The Kachin Independence Organisation (KIO) challenges a UN investigation, done with the government. More than 6,000 acres are under poppy cultivation near military camps and government militias bases in Tanai. A “distorted picture of the link between conflict and opium is being conveyed”.

Yangon (AsiaNews/Agencies) – Opium in the northern state of Kachin is not grown in areas where armed rebel groups operate, but in those under the control of the Myanmar military, this according to the Kachin Independence Organisation (KIO), the political arm of the Kachin Independence Army (KIA), which has been fighting for the self-determination of the mostly Christian (90 per cent) Kachin people.

Yesterday, KIO asked the UN Office on Drugs and Crime (UNODC) to correct a recent report that claims that areas under the armed group’s control have some of the highest concentrations of opium cultivation in the country.
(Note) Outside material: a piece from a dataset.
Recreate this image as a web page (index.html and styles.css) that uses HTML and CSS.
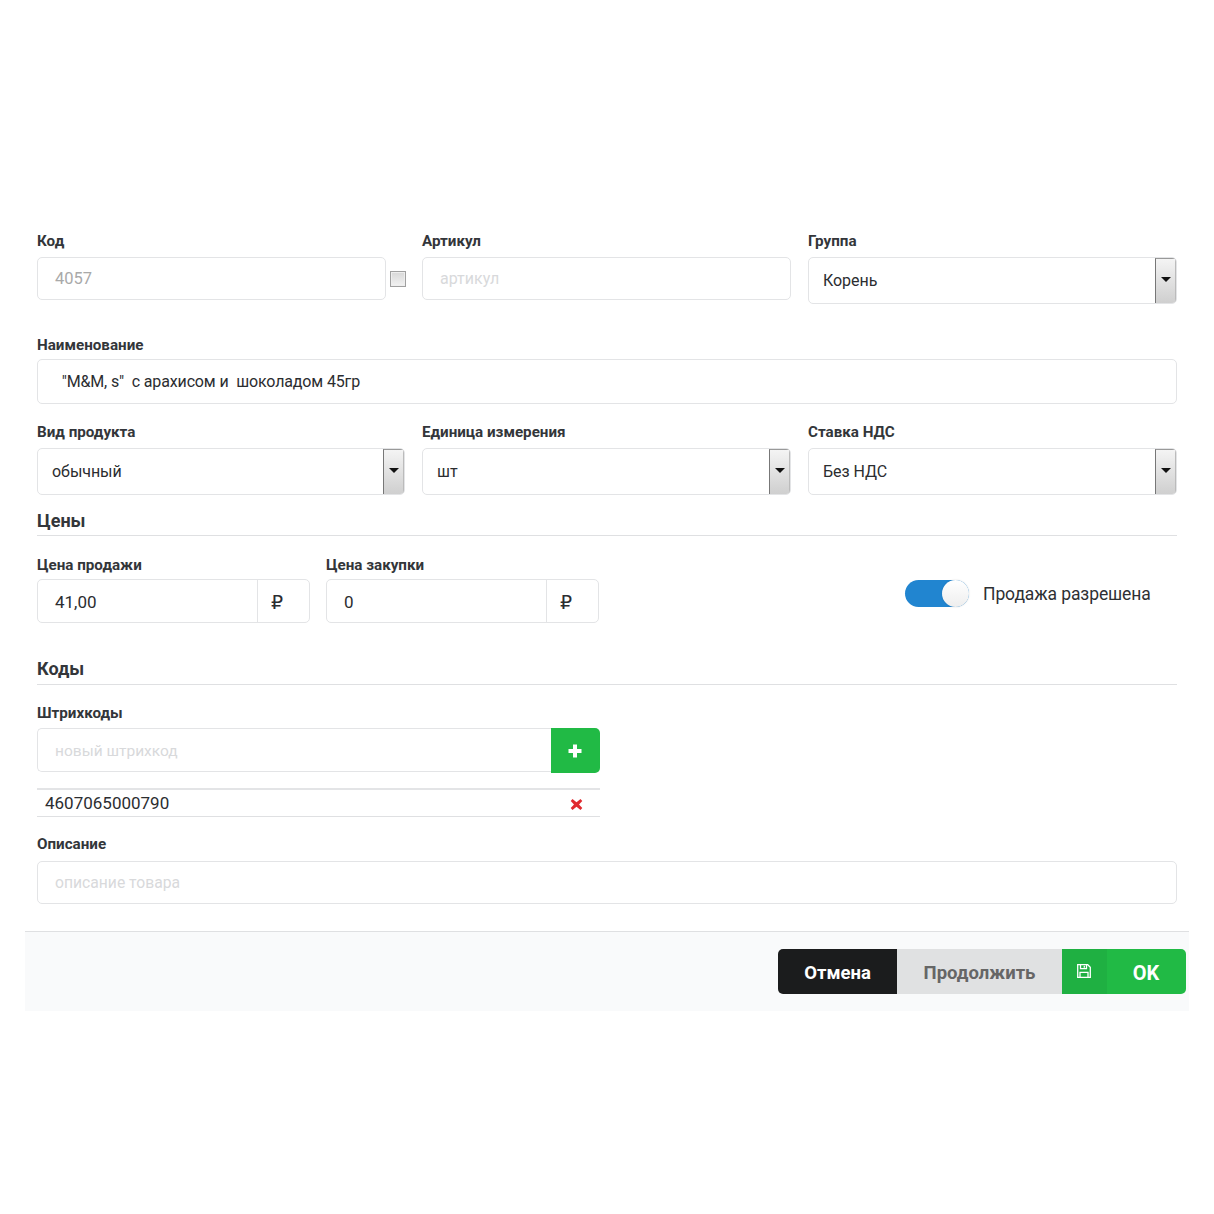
FILE: index.html
```html
<!DOCTYPE html>
<html lang="ru">
<head>
<meta charset="utf-8">
<title>Товар</title>
<link rel="stylesheet" href="styles.css">
</head>
<body>
<div class="modal">
  <form class="form">
    <div class="row three row-1">
      <div class="field">
        <label class="label">Код</label>
        <div class="code-line">
          <div class="input code-input muted">4057</div>
          <span class="check"></span>
        </div>
      </div>
      <div class="field">
        <label class="label">Артикул</label>
        <div class="input code-h placeholder">артикул</div>
      </div>
      <div class="field">
        <label class="label">Группа</label>
        <div class="select"><span class="select-text">Корень</span><span class="arrow"></span></div>
      </div>
    </div>

    <div class="field name-field">
      <label class="label">Наименование</label>
      <div class="input name-input">&nbsp;&nbsp;"M&amp;M, s"&nbsp; с арахисом и&nbsp; шоколадом 45гр</div>
    </div>

    <div class="row three row-3">
      <div class="field">
        <label class="label">Вид продукта</label>
        <div class="select"><span class="select-text">обычный</span><span class="arrow"></span></div>
      </div>
      <div class="field">
        <label class="label">Единица измерения</label>
        <div class="select"><span class="select-text">шт</span><span class="arrow"></span></div>
      </div>
      <div class="field">
        <label class="label">Ставка НДС</label>
        <div class="select"><span class="select-text">Без НДС</span><span class="arrow"></span></div>
      </div>
    </div>

    <h3 class="section section-prices">Цены</h3>
    <div class="prices">
      <div class="field price-sale">
        <label class="label">Цена продажи</label>
        <div class="group">
          <div class="group-input">41,00</div>
          <div class="addon">₽</div>
        </div>
      </div>
      <div class="field price-buy">
        <label class="label">Цена закупки</label>
        <div class="group">
          <div class="group-input">0</div>
          <div class="addon">₽</div>
        </div>
      </div>
      <div class="switch-line">
        <span class="switch"><span class="knob"></span></span>
        <span class="switch-text">Продажа разрешена</span>
      </div>
    </div>

    <h3 class="section section-codes">Коды</h3>
    <div class="barcodes">
      <label class="label">Штрихкоды</label>
      <div class="barcode-add">
        <div class="barcode-input placeholder">новый штрихкод</div>
        <button type="button" class="plus">
          <svg width="16" height="16" viewBox="0 0 16 16"><path d="M6 1.500h4V6h4.500v4H10v4.500H6V10H1.500V6H6z" fill="#fff"/></svg>
        </button>
      </div>
      <div class="barcode-item">
        <span>4607065000790</span>
        <svg class="remove" width="13" height="13" viewBox="0 0 13 13"><path d="M2.500 1 6.500 4.300 10.500 1 12.300 3 9 6.500 12.300 10 10.500 12 6.500 8.700 2.500 12 .7 10 4 6.500 .7 3z" fill="#e02a2f"/></svg>
      </div>
    </div>

    <div class="field desc-field">
      <label class="label">Описание</label>
      <div class="input desc-input placeholder">описание товара</div>
    </div>
  </form>

  <footer class="footer">
    <button type="button" class="btn btn-cancel">Отмена</button>
    <button type="button" class="btn btn-continue">Продолжить</button>
    <div class="btn-ok">
      <span class="ok-icon">
        <svg width="16" height="16" viewBox="0 0 16 16" fill="none" stroke="#fff" stroke-width="1.300"><path d="M1.700 1.700h10l2.600 2.600v10H1.700z"/><path d="M4.500 1.700v4h6v-4M8.300 2.800v1.900M4 14.300V9.300h8v5"/></svg>
      </span>
      <span class="ok-text">OK</span>
    </div>
  </footer>
</div>
</body>
</html>
```

FILE: styles.css
```css
* { box-sizing: border-box; }
html, body { margin: 0; padding: 0; background: #fff; }
body {
  height: 1214px;
  font-family: Roboto, "Noto Sans", sans-serif;
  color: #2b2d30;
  font-size: 16.500px;
  padding: 231px 25px 0;
}
.modal { width: 1164px; }
.form { padding: 0 12px; height: 700px; }
.row { display: grid; }
.three { grid-template-columns: 368px 369px 369px; column-gap: 17px; }
.row-1 { height: 104px; }
.row-3 { height: 85px; }
.row-3 .label { margin-bottom: 6px; line-height: 18px; }
.field { display: flex; flex-direction: column; }
.label {
  display: block;
  font-size: 15.200px;
  font-weight: 700;
  color: #33363a;
  line-height: 20px;
  height: 19px;
  margin-bottom: 7px;
}
.input, .group, .barcode-input, .select {
  background: #fff;
  border: 1.500px solid #e3e4e6;
  border-radius: 5px;
}
.input { display: flex; align-items: center; padding: 0 17px; white-space: pre; }
.code-line { display: flex; align-items: center; gap: 4px; }
.code-input { flex: none; width: 349px; height: 43px; }
.code-h { height: 43px; font-size: 16px; }
.muted { color: #a9a9a9; }
.placeholder { color: #d8d9db; }
.check {
  flex: none;
  width: 16px;
  height: 16px;
  border: 1px solid #a0a0a0;
  background: linear-gradient(#d8d8d8, #f2f2f2);
  box-shadow: inset 0 0 0 1px #eee;
}
.select {
  height: 46.500px;
  display: flex;
  align-items: center;
  justify-content: space-between;
  padding-left: 14px;
  overflow: hidden;
  font-size: 16px;
  letter-spacing: -0.05px;
}
.arrow {
  align-self: stretch;
  width: 21px;
  position: relative;
  background: linear-gradient(#f4f4f4, #cfcfcf);
  border-left: 1.500px solid #777;
  border-top: 1px solid #999;
  border-right: 1px solid #bbb;
}
.arrow::after {
  content: "";
  position: absolute;
  left: 4.500px;
  top: 18px;
  border-left: 5px solid transparent;
  border-right: 5px solid transparent;
  border-top: 5px solid #111;
}
.name-field { height: 88px; }
.name-field .label { margin-bottom: 5px; }
.name-input { height: 45px; padding: 0 16px; font-size: 16px; letter-spacing: -0.14px; }
.section {
  margin: 0;
  font-size: 18px;
  font-weight: 700;
  color: #33363a;
  line-height: 26px;
  height: 28px;
  border-bottom: 1.500px solid #dfe0e2;
}
.section-codes { line-height: 24px; }
.prices { display: flex; height: 121px; padding-top: 18.500px; align-items: flex-start; }
.price-sale { width: 273px; margin-right: 16px; }
.price-buy { width: 273px; }
.prices .label { margin-bottom: 5px; }
.group { display: flex; height: 44.500px; }
.group-input { flex: 1; display: flex; align-items: center; padding: 3px 17px 0; font-size: 17px; }
.addon {
  width: 52px;
  display: flex;
  align-items: center;
  padding: 2px 0 0 13px;
  border-left: 1.500px solid #e3e4e6;
  font-family: "DejaVu Sans", sans-serif;
  font-size: 19px;
}
.switch-line { display: flex; align-items: center; margin-left: 306px; margin-top: 24px; height: 30px; }
.switch {
  width: 64px;
  height: 27px;
  border-radius: 14px;
  background: #2185d0;
  position: relative;
  margin-right: 14px;
}
.knob {
  position: absolute;
  right: 0;
  top: 0;
  width: 27px;
  height: 27px;
  border-radius: 50%;
  background: linear-gradient(#fff, #eee);
  box-shadow: 0 0 2px rgba(0,0,0,.15);
}
.switch-text { font-size: 17.500px; color: #2e3033; letter-spacing: -0.1px; }
.barcodes { padding-top: 18px; width: 563px; }
.barcodes .label { margin-bottom: 6px; }
.barcode-add { display: flex; height: 45px; }
.barcode-input {
  flex: 1;
  height: 44px;
  display: flex;
  align-items: center;
  padding: 1px 17px 0;
  border-right: 0;
  border-radius: 5px 0 0 5px;
  font-size: 15.500px;
}
.plus {
  width: 49px;
  height: 45px;
  padding: 0 2px 0 0;
  border: 0;
  border-radius: 0 5px 5px 0;
  background: #21ba45;
  display: flex;
  align-items: center;
  justify-content: center;
}
.barcode-item {
  margin-top: 15px;
  height: 29px;
  border-top: 2px solid #e3e4e6;
  border-bottom: 1.500px solid #dfe0e2;
  display: flex;
  align-items: center;
  justify-content: space-between;
  padding: 0 17px 0 8px;
  font-size: 17px;
}
.remove { margin-top: 2px; }
.desc-field { padding-top: 18px; }
.desc-field .label { margin-bottom: 7px; line-height: 18px; }
.desc-input { height: 43px; font-size: 15.700px; }
.footer {
  background: #f9fafb;
  border-top: 1.500px solid #dfe0e2;
  height: 80px;
  display: flex;
  justify-content: flex-end;
  align-items: flex-start;
  padding: 17px 3px 0 0;
}
.btn {
  height: 45px;
  border: 0;
  padding: 3px 0 0;
  font-family: inherit;
  font-size: 18.500px;
  font-weight: 700;
}
.btn-cancel { width: 119px; background: #1b1c1d; color: #fff; border-radius: 5px 0 0 5px; }
.btn-continue { width: 165px; background: #e0e1e2; color: #666; }
.btn-ok {
  width: 124px;
  height: 45px;
  display: flex;
  background: #21ba45;
  color: #fff;
  border-radius: 0 5px 5px 0;
  font-weight: 700;
  font-size: 20px;
  overflow: hidden;
}
.ok-icon {
  width: 45px;
  background: #1fb042;
  display: flex;
  align-items: center;
  justify-content: center;
  padding: 0 2px 2px 0;
}
.ok-text { flex: 1; display: flex; align-items: center; justify-content: center; padding: 3px 1px 0 0; }
```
“When we looked at the UNODC survey, we found that they did not go to the area to do the survey for their report,” said KIO spokesman Col Naw Bu. “They relied on information from a person or organisation. If they had done the survey on the ground themselves, their survey report would not be wrong like this”.

The survey, the UNODC’s 16th in Myanmar, was carried out in cooperation with the Home Affairs Ministry’s Central Committee for Drug Abuse Control, combining satellite imagery and a yield survey to evaluate the extent of opium poppy cultivation and production.

The KIO says 6,000 acres (2,428 hectares) are under poppy cultivation in Kachin State’s Special Region 1, under the control of the Kachin Border Guard Force, a former militia now under the authority of the Myanmar military.

Another 1,000 acres (404 hectares) or more are also under poppy cultivation in the state’s Tanai Township in areas under the control of the Myanmar military itself.

KIO sent a letter dated 15 February to the UNODC office in Bangkok pointing out the report’s alleged mistakes and asking for a correction.

The areas under the densest cultivation, the letter says, “are actually located close to the Myanmar military and government militia camps in and around the town of Tanai.”

“By failing to mark the Myanmar military presence in the ‘armed groups’ map . . . a distorted picture of the link between conflict and opium is being conveyed,” it adds.